+++ Raw data +++

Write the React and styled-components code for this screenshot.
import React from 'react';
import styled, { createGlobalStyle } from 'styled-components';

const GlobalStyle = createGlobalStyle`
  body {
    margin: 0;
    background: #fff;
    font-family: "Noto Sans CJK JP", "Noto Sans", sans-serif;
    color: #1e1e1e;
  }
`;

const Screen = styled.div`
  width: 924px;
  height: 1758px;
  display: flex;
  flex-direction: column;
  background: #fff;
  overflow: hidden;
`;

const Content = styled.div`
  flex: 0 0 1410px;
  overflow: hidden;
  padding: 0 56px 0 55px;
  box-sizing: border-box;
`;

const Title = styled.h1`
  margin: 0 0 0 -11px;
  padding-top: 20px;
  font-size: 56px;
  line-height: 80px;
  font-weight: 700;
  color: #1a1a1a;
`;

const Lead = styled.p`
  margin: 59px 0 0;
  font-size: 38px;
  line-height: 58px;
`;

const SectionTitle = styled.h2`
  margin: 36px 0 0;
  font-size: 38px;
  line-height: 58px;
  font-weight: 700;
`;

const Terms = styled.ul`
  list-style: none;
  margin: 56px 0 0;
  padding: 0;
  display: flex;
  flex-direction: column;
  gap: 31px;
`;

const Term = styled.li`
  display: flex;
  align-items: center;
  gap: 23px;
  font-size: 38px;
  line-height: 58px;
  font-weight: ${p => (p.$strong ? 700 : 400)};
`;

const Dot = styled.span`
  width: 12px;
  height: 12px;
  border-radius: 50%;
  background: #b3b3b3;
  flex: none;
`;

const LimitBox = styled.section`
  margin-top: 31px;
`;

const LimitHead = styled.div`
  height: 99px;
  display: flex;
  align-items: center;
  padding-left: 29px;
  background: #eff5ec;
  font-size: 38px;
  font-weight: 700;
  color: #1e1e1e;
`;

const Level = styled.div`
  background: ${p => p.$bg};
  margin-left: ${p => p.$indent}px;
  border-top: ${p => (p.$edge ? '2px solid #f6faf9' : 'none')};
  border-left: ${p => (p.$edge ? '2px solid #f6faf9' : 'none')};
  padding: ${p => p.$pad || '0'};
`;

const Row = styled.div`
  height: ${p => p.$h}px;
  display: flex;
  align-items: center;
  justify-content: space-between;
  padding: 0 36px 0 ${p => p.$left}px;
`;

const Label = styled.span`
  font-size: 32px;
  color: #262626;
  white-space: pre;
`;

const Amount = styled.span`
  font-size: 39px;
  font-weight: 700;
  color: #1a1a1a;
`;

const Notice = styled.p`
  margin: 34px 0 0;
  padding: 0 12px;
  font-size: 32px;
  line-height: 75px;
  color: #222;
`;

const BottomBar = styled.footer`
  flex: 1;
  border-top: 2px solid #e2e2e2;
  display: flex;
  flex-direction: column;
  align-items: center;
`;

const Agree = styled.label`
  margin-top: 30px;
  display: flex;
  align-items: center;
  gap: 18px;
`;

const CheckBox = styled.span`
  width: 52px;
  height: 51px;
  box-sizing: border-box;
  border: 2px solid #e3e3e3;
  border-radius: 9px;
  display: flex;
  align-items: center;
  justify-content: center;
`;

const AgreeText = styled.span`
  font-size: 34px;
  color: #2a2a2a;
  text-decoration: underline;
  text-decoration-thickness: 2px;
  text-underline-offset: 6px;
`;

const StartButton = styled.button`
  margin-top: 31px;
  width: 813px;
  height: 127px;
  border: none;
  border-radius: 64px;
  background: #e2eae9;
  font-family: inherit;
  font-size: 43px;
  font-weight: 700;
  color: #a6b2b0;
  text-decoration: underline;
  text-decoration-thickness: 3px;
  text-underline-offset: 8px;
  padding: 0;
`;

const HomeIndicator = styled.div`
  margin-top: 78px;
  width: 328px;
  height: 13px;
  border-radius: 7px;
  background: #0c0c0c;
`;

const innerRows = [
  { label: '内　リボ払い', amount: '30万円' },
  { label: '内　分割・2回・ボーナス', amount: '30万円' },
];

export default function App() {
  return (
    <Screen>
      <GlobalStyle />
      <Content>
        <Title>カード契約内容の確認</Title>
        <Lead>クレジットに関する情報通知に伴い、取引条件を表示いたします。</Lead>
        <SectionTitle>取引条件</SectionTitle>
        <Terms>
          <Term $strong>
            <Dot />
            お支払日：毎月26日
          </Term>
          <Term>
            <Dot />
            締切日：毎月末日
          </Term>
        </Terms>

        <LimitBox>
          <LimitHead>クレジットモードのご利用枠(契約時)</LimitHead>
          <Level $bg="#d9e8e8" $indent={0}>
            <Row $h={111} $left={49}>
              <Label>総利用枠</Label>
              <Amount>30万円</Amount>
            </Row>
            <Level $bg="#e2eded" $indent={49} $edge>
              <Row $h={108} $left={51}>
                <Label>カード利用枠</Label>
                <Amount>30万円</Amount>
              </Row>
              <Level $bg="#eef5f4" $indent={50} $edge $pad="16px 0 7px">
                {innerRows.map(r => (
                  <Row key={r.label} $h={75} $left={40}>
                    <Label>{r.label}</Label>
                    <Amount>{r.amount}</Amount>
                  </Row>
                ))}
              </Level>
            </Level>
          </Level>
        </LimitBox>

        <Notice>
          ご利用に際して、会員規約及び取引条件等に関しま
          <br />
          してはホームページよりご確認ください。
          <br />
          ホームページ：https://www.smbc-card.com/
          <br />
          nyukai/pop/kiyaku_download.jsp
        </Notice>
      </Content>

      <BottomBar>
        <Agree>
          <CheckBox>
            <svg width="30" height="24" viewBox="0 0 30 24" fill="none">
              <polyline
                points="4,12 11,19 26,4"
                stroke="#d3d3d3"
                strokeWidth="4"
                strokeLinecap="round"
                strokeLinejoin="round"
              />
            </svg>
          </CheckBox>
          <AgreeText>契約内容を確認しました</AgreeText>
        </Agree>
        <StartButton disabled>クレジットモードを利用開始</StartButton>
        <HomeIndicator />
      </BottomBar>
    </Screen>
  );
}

+++
+++ Raw data +++

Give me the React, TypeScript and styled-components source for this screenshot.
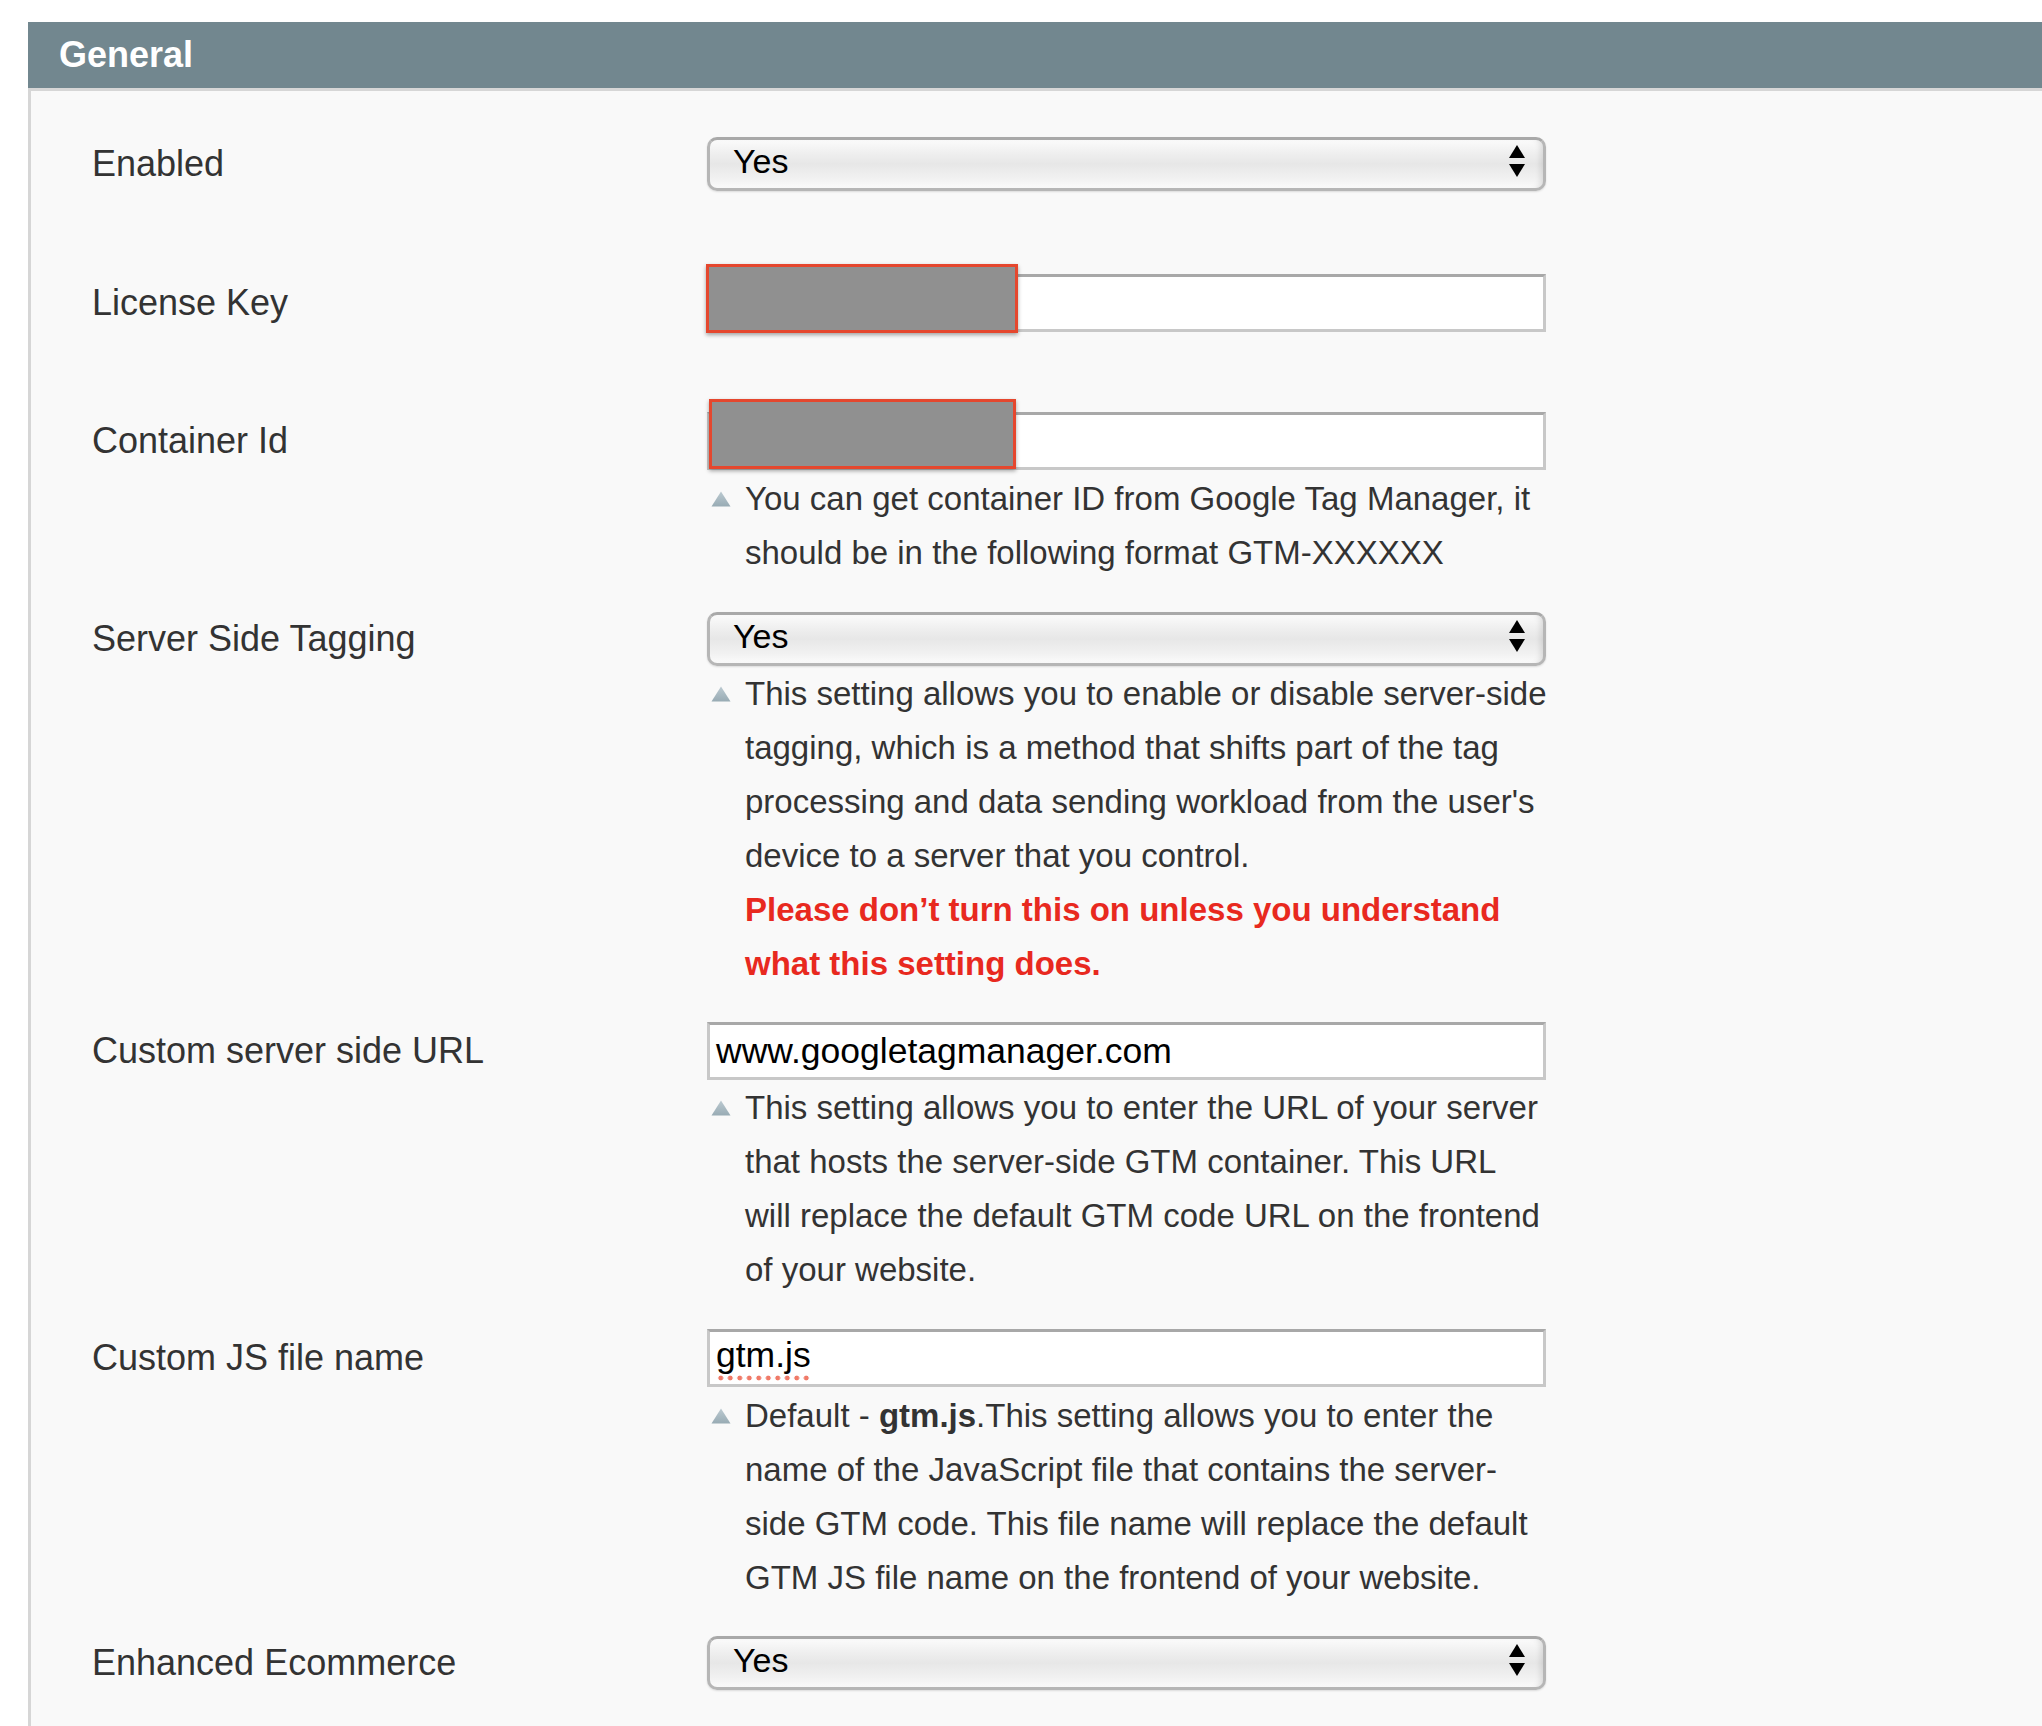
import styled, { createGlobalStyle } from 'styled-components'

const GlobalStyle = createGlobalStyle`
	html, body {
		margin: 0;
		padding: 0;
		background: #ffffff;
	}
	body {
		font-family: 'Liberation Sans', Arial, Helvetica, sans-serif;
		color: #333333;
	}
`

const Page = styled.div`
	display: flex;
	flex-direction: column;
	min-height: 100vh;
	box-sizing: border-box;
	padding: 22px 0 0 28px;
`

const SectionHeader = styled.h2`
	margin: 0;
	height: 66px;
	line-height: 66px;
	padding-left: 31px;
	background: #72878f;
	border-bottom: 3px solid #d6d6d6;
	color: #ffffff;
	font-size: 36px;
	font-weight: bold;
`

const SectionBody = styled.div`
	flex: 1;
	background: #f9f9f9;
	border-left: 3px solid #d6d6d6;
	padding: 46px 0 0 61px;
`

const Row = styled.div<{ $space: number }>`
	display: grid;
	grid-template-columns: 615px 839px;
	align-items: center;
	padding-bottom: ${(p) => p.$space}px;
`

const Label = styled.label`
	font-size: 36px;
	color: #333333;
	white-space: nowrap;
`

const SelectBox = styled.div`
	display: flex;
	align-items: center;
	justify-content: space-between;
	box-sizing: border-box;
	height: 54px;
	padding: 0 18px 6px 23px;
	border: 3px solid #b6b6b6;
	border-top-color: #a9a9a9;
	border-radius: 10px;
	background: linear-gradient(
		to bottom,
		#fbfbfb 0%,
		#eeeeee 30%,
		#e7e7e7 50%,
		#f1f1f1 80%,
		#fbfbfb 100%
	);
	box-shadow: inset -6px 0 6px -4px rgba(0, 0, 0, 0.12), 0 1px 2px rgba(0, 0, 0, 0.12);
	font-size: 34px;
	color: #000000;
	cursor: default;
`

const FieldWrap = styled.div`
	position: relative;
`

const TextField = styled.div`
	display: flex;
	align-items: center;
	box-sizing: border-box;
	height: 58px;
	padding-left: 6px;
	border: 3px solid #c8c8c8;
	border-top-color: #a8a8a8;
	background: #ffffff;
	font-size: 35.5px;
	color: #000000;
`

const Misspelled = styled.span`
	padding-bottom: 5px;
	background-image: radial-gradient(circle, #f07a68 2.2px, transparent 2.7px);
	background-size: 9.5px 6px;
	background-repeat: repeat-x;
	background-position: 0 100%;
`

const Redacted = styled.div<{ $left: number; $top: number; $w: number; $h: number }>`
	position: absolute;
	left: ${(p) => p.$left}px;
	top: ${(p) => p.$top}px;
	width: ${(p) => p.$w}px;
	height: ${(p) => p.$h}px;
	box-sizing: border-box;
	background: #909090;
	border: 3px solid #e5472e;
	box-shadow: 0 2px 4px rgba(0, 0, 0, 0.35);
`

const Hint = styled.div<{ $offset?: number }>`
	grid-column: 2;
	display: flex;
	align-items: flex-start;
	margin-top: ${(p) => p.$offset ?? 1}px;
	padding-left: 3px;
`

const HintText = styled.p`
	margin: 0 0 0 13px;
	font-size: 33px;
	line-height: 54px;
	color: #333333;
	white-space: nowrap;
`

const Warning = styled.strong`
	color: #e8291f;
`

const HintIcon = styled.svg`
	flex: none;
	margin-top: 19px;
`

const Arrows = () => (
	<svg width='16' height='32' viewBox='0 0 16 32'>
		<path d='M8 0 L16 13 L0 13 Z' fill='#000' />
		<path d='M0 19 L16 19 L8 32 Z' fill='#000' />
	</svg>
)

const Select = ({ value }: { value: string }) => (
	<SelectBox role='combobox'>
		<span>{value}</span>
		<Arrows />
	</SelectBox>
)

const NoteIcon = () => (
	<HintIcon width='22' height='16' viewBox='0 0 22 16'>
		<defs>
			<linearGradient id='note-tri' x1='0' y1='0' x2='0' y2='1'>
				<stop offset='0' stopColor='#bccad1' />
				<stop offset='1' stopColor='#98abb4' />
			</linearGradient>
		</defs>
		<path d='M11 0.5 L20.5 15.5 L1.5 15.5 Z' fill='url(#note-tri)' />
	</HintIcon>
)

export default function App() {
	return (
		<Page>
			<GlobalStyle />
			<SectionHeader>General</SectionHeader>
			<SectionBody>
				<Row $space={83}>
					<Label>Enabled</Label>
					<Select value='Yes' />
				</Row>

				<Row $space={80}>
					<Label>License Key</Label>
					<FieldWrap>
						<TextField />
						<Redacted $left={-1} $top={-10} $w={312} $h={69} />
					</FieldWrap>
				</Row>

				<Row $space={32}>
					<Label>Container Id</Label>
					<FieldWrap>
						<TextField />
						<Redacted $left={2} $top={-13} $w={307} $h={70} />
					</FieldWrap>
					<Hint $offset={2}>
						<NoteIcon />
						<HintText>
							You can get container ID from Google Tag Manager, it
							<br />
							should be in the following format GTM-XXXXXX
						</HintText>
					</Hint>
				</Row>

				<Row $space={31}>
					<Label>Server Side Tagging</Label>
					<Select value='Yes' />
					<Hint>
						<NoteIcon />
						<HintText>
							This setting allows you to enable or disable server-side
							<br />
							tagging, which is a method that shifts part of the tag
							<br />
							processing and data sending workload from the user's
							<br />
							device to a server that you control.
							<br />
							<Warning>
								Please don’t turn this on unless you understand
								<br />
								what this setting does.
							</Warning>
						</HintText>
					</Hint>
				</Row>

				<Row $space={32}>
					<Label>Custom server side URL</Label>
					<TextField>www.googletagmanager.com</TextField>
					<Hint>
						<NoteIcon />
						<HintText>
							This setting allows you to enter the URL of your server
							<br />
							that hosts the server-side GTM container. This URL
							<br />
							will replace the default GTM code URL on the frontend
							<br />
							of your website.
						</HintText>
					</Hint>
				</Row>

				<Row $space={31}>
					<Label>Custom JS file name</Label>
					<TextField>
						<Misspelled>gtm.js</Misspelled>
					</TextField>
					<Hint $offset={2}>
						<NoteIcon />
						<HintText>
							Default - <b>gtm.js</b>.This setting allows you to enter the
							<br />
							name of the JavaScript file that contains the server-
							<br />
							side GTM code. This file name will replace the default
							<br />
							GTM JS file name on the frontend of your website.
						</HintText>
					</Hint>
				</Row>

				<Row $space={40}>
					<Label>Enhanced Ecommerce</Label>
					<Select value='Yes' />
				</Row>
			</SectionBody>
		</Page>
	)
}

+++

• **Task instructions**:
Give only the count of lines in this material that contain the string "code".

• **Correct answer**:
3